Site Reliability Engineering (SRE) Manager
Austin, Texas, United States
Software and Services
Apple is seeking an outstanding Site Reliability Engineering (SRE) Manager responsible for the stability, security, and availability of enterprise encryption and PKI applications provided by the Crypto Services team. Thousands of transactions per second with millisecond response times. Applications that must stay up or Apple stops doing business. Security is priority one, but must not undermine availability, reliability, or performance. The services provided by the Crypto Services team are essential to the security of most of Apple’s products and services. iPhone, iPad, iOS, OS X, the App Store, iTunes, iCloud, and Apple Pay to name a few. The ambition is to achieve both security and availability while enhancing user experience.
- Skilled at working cross-functionally to achieve project success
- Standout colleague focused on team success above individual achievement
- Desire to build, grow and improve a team (manager as a mentor mentality)

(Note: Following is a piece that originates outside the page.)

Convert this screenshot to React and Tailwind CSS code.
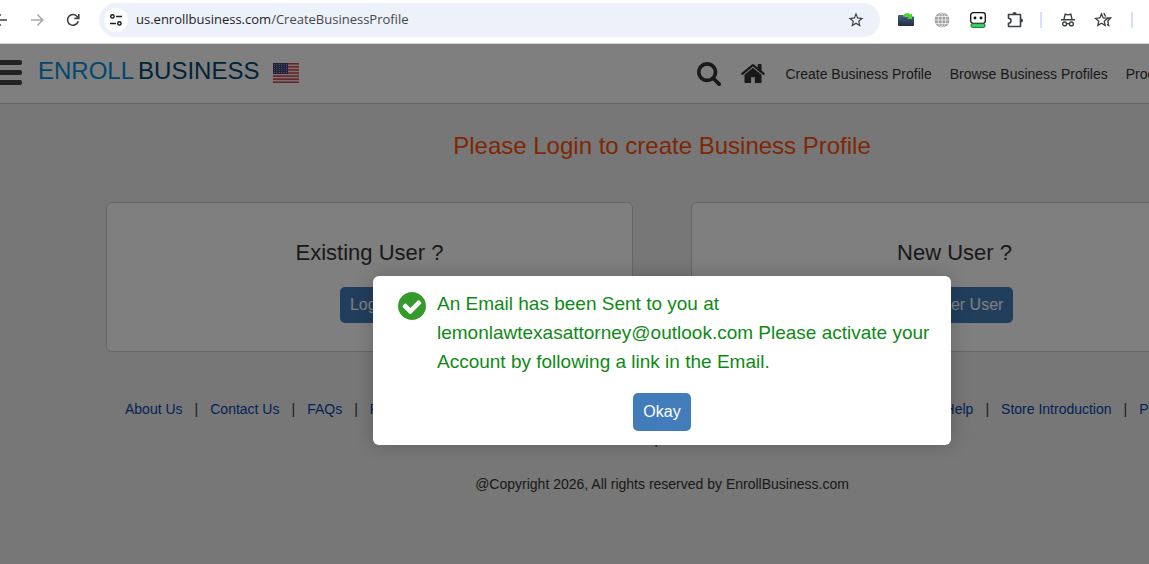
import { Fragment } from 'react'
import { MdStarBorder } from 'react-icons/md'

const navLinks = ['Create Business Profile', 'Browse Business Profiles', 'Products']
const footerLeft = ['About Us', 'Contact Us', 'FAQs', 'Privacy Policy']
const footerRight = ['Help', 'Store Introduction', 'Pricing']

const ArrowIcon = ({ className }) => (
  <svg viewBox="0 0 14 14" className={className} fill="none" stroke="currentColor" strokeWidth="1.6">
    <path d="M1 7h11.5M7.3 1.5L12.8 7l-5.5 5.5" />
  </svg>
)

const ReloadIcon = () => (
  <svg viewBox="0 0 14 14" className="size-[14px] text-[#3c4043]" fill="none" stroke="currentColor" strokeWidth="1.6">
    <path d="M12.2 8.2A5.4 5.4 0 1 1 11.4 3.8L12.6 5" />
    <path d="M12.8 1v4.400H8.400" />
  </svg>
)

const TuneIcon = () => (
  <svg viewBox="0 0 14 14" className="size-[14px] text-[#1f1f1f]" fill="none" stroke="currentColor" strokeWidth="1.5">
    <circle cx="3.4" cy="3.4" r="1.7" />
    <path d="M7 3.400h6M1 10.400h6" />
    <circle cx="10.4" cy="10.4" r="1.7" />
  </svg>
)

const FolderIcon = () => (
  <svg viewBox="0 0 16 16" className="size-4">
    <defs>
      <linearGradient id="folder" x1="0" y1="0" x2="0" y2="1">
        <stop offset="0" stopColor="#4a607e" />
        <stop offset="1" stopColor="#1f2c42" />
      </linearGradient>
    </defs>
    <path d="M0 4q0-1 1-1h4l2 1.500h8q1 0 1 1V13q0 1-1 1H1q-1 0-1-1z" fill="url(#folder)" />
    <path d="M5 5c0-4 5-5 7.500-2.500L14 1.500V7H9l1.700-1.700C9 3.700 7 3.700 5 5z" fill="#45d62b" />
  </svg>
)

const GlobeIcon = () => (
  <svg viewBox="0 0 16 16" className="size-4">
    <circle cx="8" cy="8" r="7.5" fill="#a3a3a3" />
    <g fill="none" stroke="#f3f3f3" strokeWidth="0.8">
      <path d="M8 0v16M0 8h16M1.500 4.500h13M1.500 11.500h13" />
      <ellipse cx="8" cy="8" rx="3.8" ry="7.5" />
    </g>
  </svg>
)

const RobotIcon = () => (
  <svg viewBox="0 0 16 16" className="size-4">
    <rect x="0.7" y="0.7" width="14.6" height="10.6" rx="2.5" fill="#fff" stroke="#111" strokeWidth="1.3" />
    <circle cx="5" cy="6" r="1.4" fill="#111" />
    <circle cx="11" cy="6" r="1.4" fill="#111" />
    <rect x="1" y="11.6" width="14" height="3.8" rx="1.5" fill="#37d565" stroke="#17602c" strokeWidth="0.9" />
  </svg>
)

const PuzzleIcon = () => (
  <svg viewBox="0 0 18 18" className="size-[18px] text-[#3c4043]">
    <path
      d="M2.500 3.500h12v12h-12v-3.200a2.500 2.500 0 0 0 0-5z"
      fill="none"
      stroke="currentColor"
      strokeWidth="1.6"
      strokeLinejoin="round"
    />
    <path d="M6.500 3a2 2 0 0 1 4 0zM15 7.500a2 2 0 0 1 0 4z" fill="currentColor" />
  </svg>
)

const IncognitoIcon = () => (
  <svg viewBox="0 0 14 14" className="size-[14px] text-[#3c4043]" fill="none" stroke="currentColor" strokeWidth="1.4">
    <path d="M3 6l1.200-4.800 2.800.700 2.800-.700L11 6M0 6.700h14" />
    <circle cx="3.6" cy="10.9" r="1.9" />
    <circle cx="10.4" cy="10.9" r="1.9" />
    <path d="M5.500 10.700h3" />
  </svg>
)

const StarsIcon = () => (
  <svg viewBox="0 0 18 16" className="h-4 w-[18px] text-[#3c4043]" fill="none" stroke="currentColor" strokeWidth="1.3">
    <path d="M7.500 2l1.700 4 4.300.4-3.300 2.800 1 4.200-3.700-2.200-3.700 2.200 1-4.200L1.500 6.400 5.800 6z" />
    <path d="M9.800 1l1.800 3.600M12.800 6h3.800l-2.800 3 .9 4.500-1.800-1" />
  </svg>
)

const SearchIcon = () => (
  <svg viewBox="0 0 1664 1664" className="size-6" fill="currentColor">
    <path d="M1152 704q0-185-131.500-316.500T704 256 387.500 387.500 256 704t131.500 316.500T704 1152t316.500-131.500T1152 704zm512 832q0 52-38 90t-90 38q-54 0-90-38l-343-342q-179 124-399 124-143 0-273.500-55.500t-225-150-150-225T0 704t55.500-273.500 150-225 225-150T704 0t273.500 55.500 225 150 150 225T1408 704q0 220-124 399l343 343q37 37 37 90z" />
  </svg>
)

const HomeIcon = () => (
  <svg viewBox="25 253 1615 1283" className="h-[19px] w-6" fill="currentColor">
    <path d="M1408 992v480q0 26-19 45t-45 19H960v-384H704v384H320q-26 0-45-19t-19-45V992q0-1 .5-3t.5-3l575-474 575 474q1 2 1 6zm223-69l-62 74q-8 9-21 11h-3q-13 0-21-7L832 424 140 1001q-12 8-24 7-13-2-21-11l-62-74q-8-10-7-23.500T37 878l719-599q32-26 76-26t76 26l244 204V288q0-14 9-23t23-9h192q14 0 23 9t9 23v408l219 182q10 8 11 21.500t-7 23.500z" />
  </svg>
)

const CheckIcon = () => (
  <svg viewBox="0 0 1536 1536" className="mt-4 size-7 shrink-0 text-[#35992c]" fill="currentColor">
    <path d="M1284 606q0-28-18-46l-91-90q-19-19-45-19t-45 19l-408 407-226-226q-19-19-45-19t-45 19l-91 90q-18 18-18 46 0 27 18 45l362 362q19 19 45 19 27 0 46-19l543-543q18-18 18-45zm252 162q0 209-103 385.500T1153.500 1433 768 1536t-385.500-103T103 1153.500 0 768t103-385.500T382.500 103 768 0t385.500 103T1433 382.500 1536 768z" />
  </svg>
)

const FlagIcon = () => (
  <svg viewBox="0 0 26 20" className="h-5 w-[26px]">
    <rect width="26" height="20" fill="#f0e4e4" />
    {[0, 1, 2, 3, 4, 5, 6].map((i) => (
      <rect key={i} y={i * 3.08} width="26" height="1.54" fill="#d04450" />
    ))}
    <rect width="15" height="10.8" fill="#3a4078" />
    {[0, 1, 2, 3, 4].map((row) =>
      [0, 1, 2, 3, 4, 5].map((col) => (
        <circle key={`${row}-${col}`} cx={1.5 + col * 2.4} cy={1.4 + row * 2} r="0.5" fill="#c8cbe4" />
      ))
    )}
  </svg>
)

const BrowserBar = () => (
  <div className="relative z-10 flex h-11 shrink-0 items-start border-b border-[#d5d5d5] bg-white">
    <div className="flex h-10 w-[99px] shrink-0 items-center">
      <button aria-label="Back" className="w-2 overflow-hidden">
        <ArrowIcon className="-ml-[6px] size-[14px] max-w-none rotate-180 text-[#3c4043]" />
      </button>
      <button aria-label="Forward" className="ml-[22px]">
        <ArrowIcon className="size-[14px] text-[#a8a8a8]" />
      </button>
      <button aria-label="Reload" className="ml-[22px]">
        <ReloadIcon />
      </button>
    </div>
    <div className="mt-[3px] flex h-[34px] w-[781px] shrink-0 items-center rounded-full bg-[#ecf1fa] pl-[5px] pr-[15px]">
      <button aria-label="Site information" className="flex size-6 items-center justify-center rounded-full bg-white">
        <TuneIcon />
      </button>
      <div className="ml-2 flex-1 font-['Open_Sans',sans-serif] text-[13px] text-[#1f1f1f]">
        us.enrollbusiness.com<span className="text-[#474747]">/CreateBusinessProfile</span>
      </div>
      <button aria-label="Bookmark">
        <MdStarBorder className="size-[18px] text-[#3c4043]" />
      </button>
    </div>
    <div className="flex h-10 shrink-0 items-center gap-5 pl-[18px]">
      <FolderIcon />
      <GlobeIcon />
      <RobotIcon />
      <PuzzleIcon />
    </div>
    <div className="ml-4 flex h-10 shrink-0 items-center gap-[19px]">
      <span className="h-4 w-[2px] bg-[#d3e3fd]" />
      <IncognitoIcon />
      <StarsIcon />
      <div className="flex items-center gap-4">
        <span className="h-4 w-[2px] bg-[#d3e3fd]" />
        <span className="size-4 rounded-full bg-black" />
      </div>
    </div>
  </div>
)

const SiteHeader = () => (
  <header className="flex h-[60px] items-center border-b border-[#c8c8c8] bg-white">
    <button aria-label="Menu" className="mb-[3px] flex w-[22px] flex-col gap-[5px]">
      <span className="h-[5px] rounded-r-xs bg-[#444]" />
      <span className="h-[5px] rounded-r-xs bg-[#444]" />
      <span className="h-[5px] rounded-r-xs bg-[#444]" />
    </button>
    <a href="#home" className="ml-4 flex items-center gap-1 pb-[6px] text-2xl">
      <span className="text-[#0090dc]">ENROLL</span>
      <span className="text-[#00486c]">BUSINESS</span>
    </a>
    <div className="ml-[14px] pb-[2px]">
      <FlagIcon />
    </div>
    <nav className="ml-[398px] flex items-center text-[#333]">
      <button aria-label="Search">
        <SearchIcon />
      </button>
      <a href="#home" aria-label="Home" className="mx-5">
        <HomeIcon />
      </a>
      <div className="flex gap-[18px] text-sm whitespace-nowrap">
        {navLinks.map((label) => (
          <a key={label} href="#nav">{label}</a>
        ))}
      </div>
    </nav>
  </header>
)

const UserCard = ({ title, action }) => (
  <section className="flex h-[150px] flex-1 flex-col items-center rounded-md border border-[#ccc] bg-white pt-[34px] text-[#333]">
    <h2 className="text-[22px] leading-8">{title}</h2>
    <button className="mt-[18px] h-9 rounded-[5px] bg-[#427cba] px-[10px] text-base text-white">{action}</button>
  </section>
)

const LinkRow = ({ links }) => (
  <div className="flex gap-3">
    {links.map((label, i) => (
      <Fragment key={label}>
        {i > 0 && <span>|</span>}
        <a href="#footer" className="text-[#0645ad]">{label}</a>
      </Fragment>
    ))}
  </div>
)

const EmailSentDialog = () => (
  <div className="absolute inset-0 flex items-start justify-center bg-black/50 pt-[232px]">
    <div role="dialog" aria-label="Email sent" className="w-[578px] rounded-md bg-white pb-[14px] shadow-[0_0_20px_rgba(0,0,0,0.2)]">
      <div className="flex gap-[11px] pl-[25px] pr-3">
        <CheckIcon />
        <p className="pt-[13px] text-[19px] leading-[29px] text-[#0f8a16]">
          An Email has been Sent to you at lemonlawtexasattorney@outlook.com Please activate your Account by
          following a link in the Email.
        </p>
      </div>
      <div className="mt-[17px] flex justify-center">
        <button className="h-[38px] rounded-[5px] bg-[#427cba] px-[10px] text-base text-white">Okay</button>
      </div>
    </div>
  </div>
)

export default function App() {
  return (
    <div className="flex h-screen flex-col overflow-hidden font-['Liberation_Sans',Arial,sans-serif]">
      <BrowserBar />
      {/* site keeps its desktop width and runs past narrow windows */}
      <div className="relative min-w-[1324px] flex-1 bg-[#eee]">
        <SiteHeader />
        <main className="px-[106px] pt-[26px]">
          <h1 className="text-center text-2xl text-[#ff4f0a]">Please Login to create Business Profile</h1>
          <div className="mt-10 flex gap-[58px]">
            <UserCard title="Existing User ?" action="Login" />
            <UserCard title="New User ?" action="Register User" />
          </div>
        </main>
        <footer className="mt-[47px] text-sm text-[#333]">
          <div className="flex justify-between whitespace-nowrap pl-[125px] pr-[142px]">
            <LinkRow links={footerLeft} />
            <LinkRow links={footerRight} />
          </div>
          <div className="mt-[10px] text-center">
            <a href="#explore" className="text-[#0645ad]">Explore</a>
          </div>
          <p className="mt-[25px] text-center">@Copyright 2026, All rights reserved by EnrollBusiness.com</p>
        </footer>
        <EmailSentDialog />
      </div>
    </div>
  )
}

- Passion for automation and a reluctance for manual implementation
- Strong philosophy of continuous improvement
- Strong sense of ownership wanting to understand how things work and resolve root causes
- Ability to encourage and foster a culture of visibility and transparency across teams
- Experience managing enterprise services in a large scale *nix environment
- Experience with Cloud Computing platforms (particularly AWS) a plus
- Experience with DevOps tools, processes, and culture. Experience with Puppet, Chef or Ansible
- Demonstrable knowledge of networking and network protocols
- Strong understanding of Java and J2EE application servers
- Working knowledge of databases including sql, indexing, and schema design
- Prowess in troubleshooting and problem solving
The SRE team is responsible for the following: - Application and Infrastructure testing (functional, performance, reliability, and failover) - Application configuration management and deployment - Troubleshooting environment related issues (response times, connectivity, authentication, authorization, configuration, etc.) - On-call for all application and cryptographic appliance issues - Health monitoring - Patch management - Application metrics and operational intelligence - Team collaboration and development tools (i.e. issue tracking, source code repository, monitoring, wiki, etc.) - Collaboration with supporting teams (systems engineers, database administrators, network engineers, data center operations, information security, and more) - Hardware deployment design - Network ACL and VIP design and requirements - Cryptographic appliance management and maintenance - Communication with business partners regarding significant events In order to succeed, the SRE team must collaborate effectively with several supporting teams. For example, systems engineers, database administrators, network engineers, data center operations, information security, etc. Defining detailed requirements, communicating clear expectations, and following up in a timely manner is essential. One of the most important teams the SRE’s will collaborate with is the software engineering team. The development of software and deployment of that software is increasingly intertwined, so intense collaboration between the SRE manager and development manager is paramount. Application services are operated out of multiple data centers and SRE’s are required to be on site at each data center a few times a year to perform various procedures. At the heart of the team’s services is cryptographic key management. The SRE team plays a vital role in ensuring the security, availability, and proper use of cryptographic keys.
Education & Experience
Prefers a BS in engineering, computer science or other technical disciplines plus 5 years of related experience.
- Travel: 5%